[WHAT THIS TASK INVOLVES]:
Give every line again exactly as it appears, please, but not the pictures.

[STORED DATA]:

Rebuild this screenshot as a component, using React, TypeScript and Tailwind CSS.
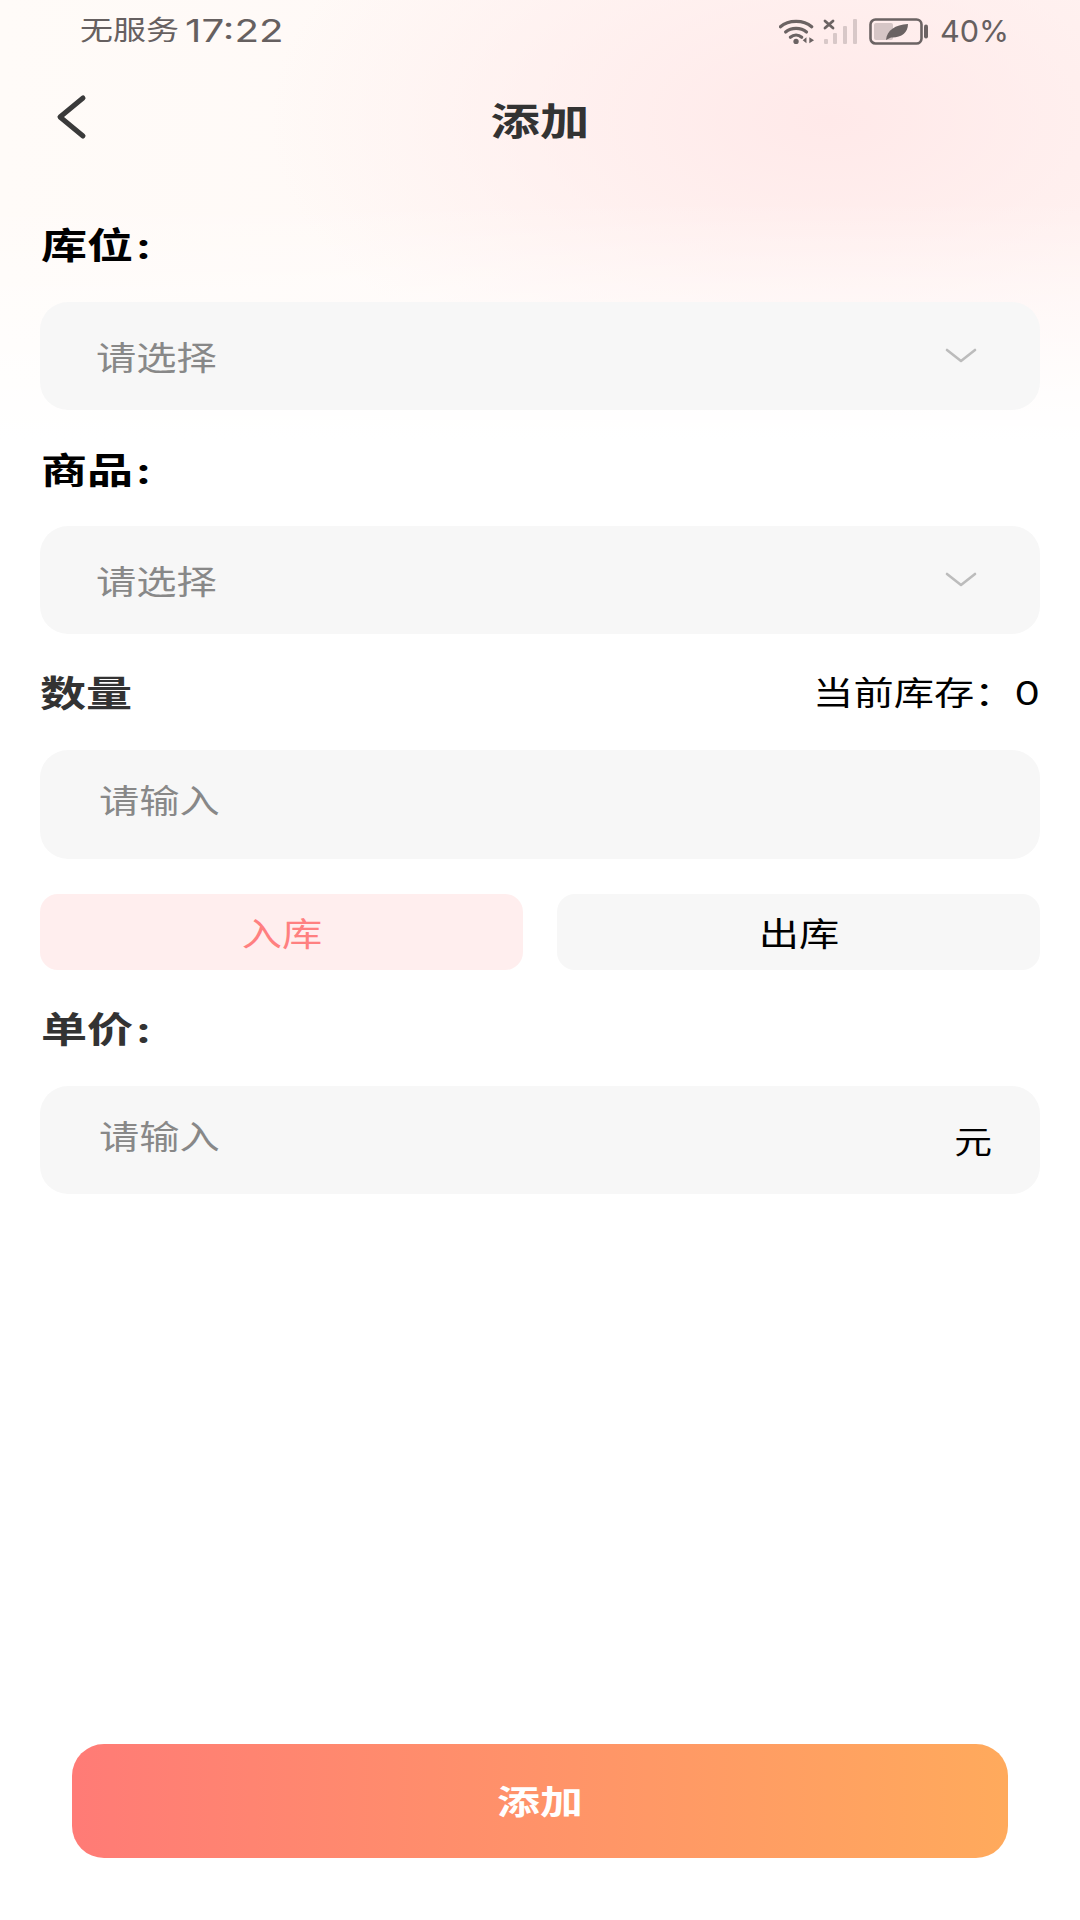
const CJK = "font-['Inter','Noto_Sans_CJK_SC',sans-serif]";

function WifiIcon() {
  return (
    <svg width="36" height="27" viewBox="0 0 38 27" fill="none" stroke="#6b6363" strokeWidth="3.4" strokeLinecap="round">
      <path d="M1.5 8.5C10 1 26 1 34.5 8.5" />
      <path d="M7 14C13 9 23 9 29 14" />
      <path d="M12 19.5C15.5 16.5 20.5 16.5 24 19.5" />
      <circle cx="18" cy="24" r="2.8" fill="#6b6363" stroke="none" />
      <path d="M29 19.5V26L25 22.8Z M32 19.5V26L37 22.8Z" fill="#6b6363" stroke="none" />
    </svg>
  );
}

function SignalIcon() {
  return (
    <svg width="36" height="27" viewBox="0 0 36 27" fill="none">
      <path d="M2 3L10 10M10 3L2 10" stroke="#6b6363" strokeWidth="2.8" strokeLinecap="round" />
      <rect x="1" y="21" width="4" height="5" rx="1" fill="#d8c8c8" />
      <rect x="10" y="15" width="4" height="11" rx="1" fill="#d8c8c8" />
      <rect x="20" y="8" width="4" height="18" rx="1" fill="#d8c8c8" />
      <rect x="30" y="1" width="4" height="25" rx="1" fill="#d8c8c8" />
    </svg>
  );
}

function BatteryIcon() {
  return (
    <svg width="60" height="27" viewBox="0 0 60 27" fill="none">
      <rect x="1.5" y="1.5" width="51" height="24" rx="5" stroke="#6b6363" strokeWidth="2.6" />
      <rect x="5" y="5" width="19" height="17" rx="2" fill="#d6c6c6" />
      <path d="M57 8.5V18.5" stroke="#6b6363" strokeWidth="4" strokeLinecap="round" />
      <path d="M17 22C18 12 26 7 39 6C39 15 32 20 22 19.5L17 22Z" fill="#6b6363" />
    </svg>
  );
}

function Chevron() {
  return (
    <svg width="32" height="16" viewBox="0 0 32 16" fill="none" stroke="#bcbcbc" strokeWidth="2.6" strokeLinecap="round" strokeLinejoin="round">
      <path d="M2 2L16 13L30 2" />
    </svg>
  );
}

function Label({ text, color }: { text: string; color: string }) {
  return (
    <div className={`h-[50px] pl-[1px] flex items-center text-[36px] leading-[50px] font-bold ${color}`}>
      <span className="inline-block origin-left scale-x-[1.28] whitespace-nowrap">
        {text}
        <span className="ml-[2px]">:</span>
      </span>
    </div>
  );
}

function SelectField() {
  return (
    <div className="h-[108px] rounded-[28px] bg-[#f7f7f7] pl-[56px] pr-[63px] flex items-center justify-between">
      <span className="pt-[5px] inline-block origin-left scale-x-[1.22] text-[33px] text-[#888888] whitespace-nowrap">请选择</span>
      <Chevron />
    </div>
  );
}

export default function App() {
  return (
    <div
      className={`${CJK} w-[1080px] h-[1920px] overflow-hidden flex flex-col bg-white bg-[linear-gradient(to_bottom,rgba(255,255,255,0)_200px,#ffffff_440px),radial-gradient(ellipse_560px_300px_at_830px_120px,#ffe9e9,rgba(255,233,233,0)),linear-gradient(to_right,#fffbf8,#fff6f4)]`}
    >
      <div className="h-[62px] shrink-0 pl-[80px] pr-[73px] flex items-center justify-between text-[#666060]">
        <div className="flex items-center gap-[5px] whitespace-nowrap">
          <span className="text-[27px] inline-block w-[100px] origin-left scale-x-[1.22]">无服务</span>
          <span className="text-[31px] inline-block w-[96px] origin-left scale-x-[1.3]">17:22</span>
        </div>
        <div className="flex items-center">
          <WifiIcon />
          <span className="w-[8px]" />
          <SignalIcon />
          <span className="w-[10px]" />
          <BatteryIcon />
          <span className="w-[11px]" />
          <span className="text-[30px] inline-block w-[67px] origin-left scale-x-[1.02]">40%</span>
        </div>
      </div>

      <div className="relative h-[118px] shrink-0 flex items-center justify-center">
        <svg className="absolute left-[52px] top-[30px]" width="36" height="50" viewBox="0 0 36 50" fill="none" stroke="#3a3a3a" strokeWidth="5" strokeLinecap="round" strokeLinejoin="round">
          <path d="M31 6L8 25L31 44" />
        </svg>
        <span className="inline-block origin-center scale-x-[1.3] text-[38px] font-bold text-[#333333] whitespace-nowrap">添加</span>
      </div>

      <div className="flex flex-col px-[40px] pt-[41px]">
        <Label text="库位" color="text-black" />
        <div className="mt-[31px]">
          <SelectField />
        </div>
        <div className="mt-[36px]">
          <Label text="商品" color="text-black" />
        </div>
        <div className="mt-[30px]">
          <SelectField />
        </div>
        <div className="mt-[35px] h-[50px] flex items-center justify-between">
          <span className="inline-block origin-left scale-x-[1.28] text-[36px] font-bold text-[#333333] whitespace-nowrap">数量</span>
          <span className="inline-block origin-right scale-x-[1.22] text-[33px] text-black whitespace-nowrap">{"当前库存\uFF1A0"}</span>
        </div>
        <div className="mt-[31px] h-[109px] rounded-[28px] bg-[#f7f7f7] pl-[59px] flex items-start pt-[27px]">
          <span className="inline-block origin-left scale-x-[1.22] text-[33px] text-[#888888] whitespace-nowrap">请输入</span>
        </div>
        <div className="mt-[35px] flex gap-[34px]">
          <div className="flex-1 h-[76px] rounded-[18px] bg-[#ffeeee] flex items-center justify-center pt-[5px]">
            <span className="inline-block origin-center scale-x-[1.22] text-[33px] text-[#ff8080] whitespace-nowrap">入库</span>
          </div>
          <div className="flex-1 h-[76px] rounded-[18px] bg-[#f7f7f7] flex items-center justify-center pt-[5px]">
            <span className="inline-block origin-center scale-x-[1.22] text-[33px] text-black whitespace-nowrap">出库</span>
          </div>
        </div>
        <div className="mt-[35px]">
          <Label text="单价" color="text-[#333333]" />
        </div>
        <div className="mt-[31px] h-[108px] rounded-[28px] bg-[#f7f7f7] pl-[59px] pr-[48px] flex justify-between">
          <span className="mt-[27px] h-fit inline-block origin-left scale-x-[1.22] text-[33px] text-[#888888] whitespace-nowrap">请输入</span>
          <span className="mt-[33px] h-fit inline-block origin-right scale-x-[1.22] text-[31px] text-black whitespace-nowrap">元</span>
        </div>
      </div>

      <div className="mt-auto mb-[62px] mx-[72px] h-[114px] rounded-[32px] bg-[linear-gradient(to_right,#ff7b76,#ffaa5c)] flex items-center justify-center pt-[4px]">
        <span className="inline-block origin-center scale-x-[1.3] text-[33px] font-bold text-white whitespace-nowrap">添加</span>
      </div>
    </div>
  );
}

[ANSWER TO THE EXERCISE]:
Rebuild this screenshot as a component, using React, TypeScript and Tailwind CSS.
const CJK = "font-['Inter','Noto_Sans_CJK_SC',sans-serif]";

function WifiIcon() {
  return (
    <svg width="36" height="27" viewBox="0 0 38 27" fill="none" stroke="#6b6363" strokeWidth="3.4" strokeLinecap="round">
      <path d="M1.5 8.5C10 1 26 1 34.5 8.5" />
      <path d="M7 14C13 9 23 9 29 14" />
      <path d="M12 19.5C15.5 16.5 20.5 16.5 24 19.5" />
      <circle cx="18" cy="24" r="2.8" fill="#6b6363" stroke="none" />
      <path d="M29 19.5V26L25 22.8Z M32 19.5V26L37 22.8Z" fill="#6b6363" stroke="none" />
    </svg>
  );
}

function SignalIcon() {
  return (
    <svg width="36" height="27" viewBox="0 0 36 27" fill="none">
      <path d="M2 3L10 10M10 3L2 10" stroke="#6b6363" strokeWidth="2.8" strokeLinecap="round" />
      <rect x="1" y="21" width="4" height="5" rx="1" fill="#d8c8c8" />
      <rect x="10" y="15" width="4" height="11" rx="1" fill="#d8c8c8" />
      <rect x="20" y="8" width="4" height="18" rx="1" fill="#d8c8c8" />
      <rect x="30" y="1" width="4" height="25" rx="1" fill="#d8c8c8" />
    </svg>
  );
}

function BatteryIcon() {
  return (
    <svg width="60" height="27" viewBox="0 0 60 27" fill="none">
      <rect x="1.5" y="1.5" width="51" height="24" rx="5" stroke="#6b6363" strokeWidth="2.6" />
      <rect x="5" y="5" width="19" height="17" rx="2" fill="#d6c6c6" />
      <path d="M57 8.5V18.5" stroke="#6b6363" strokeWidth="4" strokeLinecap="round" />
      <path d="M17 22C18 12 26 7 39 6C39 15 32 20 22 19.5L17 22Z" fill="#6b6363" />
    </svg>
  );
}

function Chevron() {
  return (
    <svg width="32" height="16" viewBox="0 0 32 16" fill="none" stroke="#bcbcbc" strokeWidth="2.6" strokeLinecap="round" strokeLinejoin="round">
      <path d="M2 2L16 13L30 2" />
    </svg>
  );
}

function Label({ text, color }: { text: string; color: string }) {
  return (
    <div className={`h-[50px] pl-[1px] flex items-center text-[36px] leading-[50px] font-bold ${color}`}>
      <span className="inline-block origin-left scale-x-[1.28] whitespace-nowrap">
        {text}
        <span className="ml-[2px]">:</span>
      </span>
    </div>
  );
}

function SelectField() {
  return (
    <div className="h-[108px] rounded-[28px] bg-[#f7f7f7] pl-[56px] pr-[63px] flex items-center justify-between">
      <span className="pt-[5px] inline-block origin-left scale-x-[1.22] text-[33px] text-[#888888] whitespace-nowrap">请选择</span>
      <Chevron />
    </div>
  );
}

export default function App() {
  return (
    <div
      className={`${CJK} w-[1080px] h-[1920px] overflow-hidden flex flex-col bg-white bg-[linear-gradient(to_bottom,rgba(255,255,255,0)_200px,#ffffff_440px),radial-gradient(ellipse_560px_300px_at_830px_120px,#ffe9e9,rgba(255,233,233,0)),linear-gradient(to_right,#fffbf8,#fff6f4)]`}
    >
      <div className="h-[62px] shrink-0 pl-[80px] pr-[73px] flex items-center justify-between text-[#666060]">
        <div className="flex items-center gap-[5px] whitespace-nowrap">
          <span className="text-[27px] inline-block w-[100px] origin-left scale-x-[1.22]">无服务</span>
          <span className="text-[31px] inline-block w-[96px] origin-left scale-x-[1.3]">17:22</span>
        </div>
        <div className="flex items-center">
          <WifiIcon />
          <span className="w-[8px]" />
          <SignalIcon />
          <span className="w-[10px]" />
          <BatteryIcon />
          <span className="w-[11px]" />
          <span className="text-[30px] inline-block w-[67px] origin-left scale-x-[1.02]">40%</span>
        </div>
      </div>

      <div className="relative h-[118px] shrink-0 flex items-center justify-center">
        <svg className="absolute left-[52px] top-[30px]" width="36" height="50" viewBox="0 0 36 50" fill="none" stroke="#3a3a3a" strokeWidth="5" strokeLinecap="round" strokeLinejoin="round">
          <path d="M31 6L8 25L31 44" />
        </svg>
        <span className="inline-block origin-center scale-x-[1.3] text-[38px] font-bold text-[#333333] whitespace-nowrap">添加</span>
      </div>

      <div className="flex flex-col px-[40px] pt-[41px]">
        <Label text="库位" color="text-black" />
        <div className="mt-[31px]">
          <SelectField />
        </div>
        <div className="mt-[36px]">
          <Label text="商品" color="text-black" />
        </div>
        <div className="mt-[30px]">
          <SelectField />
        </div>
        <div className="mt-[35px] h-[50px] flex items-center justify-between">
          <span className="inline-block origin-left scale-x-[1.28] text-[36px] font-bold text-[#333333] whitespace-nowrap">数量</span>
          <span className="inline-block origin-right scale-x-[1.22] text-[33px] text-black whitespace-nowrap">{"当前库存\uFF1A0"}</span>
        </div>
        <div className="mt-[31px] h-[109px] rounded-[28px] bg-[#f7f7f7] pl-[59px] flex items-start pt-[27px]">
          <span className="inline-block origin-left scale-x-[1.22] text-[33px] text-[#888888] whitespace-nowrap">请输入</span>
        </div>
        <div className="mt-[35px] flex gap-[34px]">
          <div className="flex-1 h-[76px] rounded-[18px] bg-[#ffeeee] flex items-center justify-center pt-[5px]">
            <span className="inline-block origin-center scale-x-[1.22] text-[33px] text-[#ff8080] whitespace-nowrap">入库</span>
          </div>
          <div className="flex-1 h-[76px] rounded-[18px] bg-[#f7f7f7] flex items-center justify-center pt-[5px]">
            <span className="inline-block origin-center scale-x-[1.22] text-[33px] text-black whitespace-nowrap">出库</span>
          </div>
        </div>
        <div className="mt-[35px]">
          <Label text="单价" color="text-[#333333]" />
        </div>
        <div className="mt-[31px] h-[108px] rounded-[28px] bg-[#f7f7f7] pl-[59px] pr-[48px] flex justify-between">
          <span className="mt-[27px] h-fit inline-block origin-left scale-x-[1.22] text-[33px] text-[#888888] whitespace-nowrap">请输入</span>
          <span className="mt-[33px] h-fit inline-block origin-right scale-x-[1.22] text-[31px] text-black whitespace-nowrap">元</span>
        </div>
      </div>

      <div className="mt-auto mb-[62px] mx-[72px] h-[114px] rounded-[32px] bg-[linear-gradient(to_right,#ff7b76,#ffaa5c)] flex items-center justify-center pt-[4px]">
        <span className="inline-block origin-center scale-x-[1.3] text-[33px] font-bold text-white whitespace-nowrap">添加</span>
      </div>
    </div>
  );
}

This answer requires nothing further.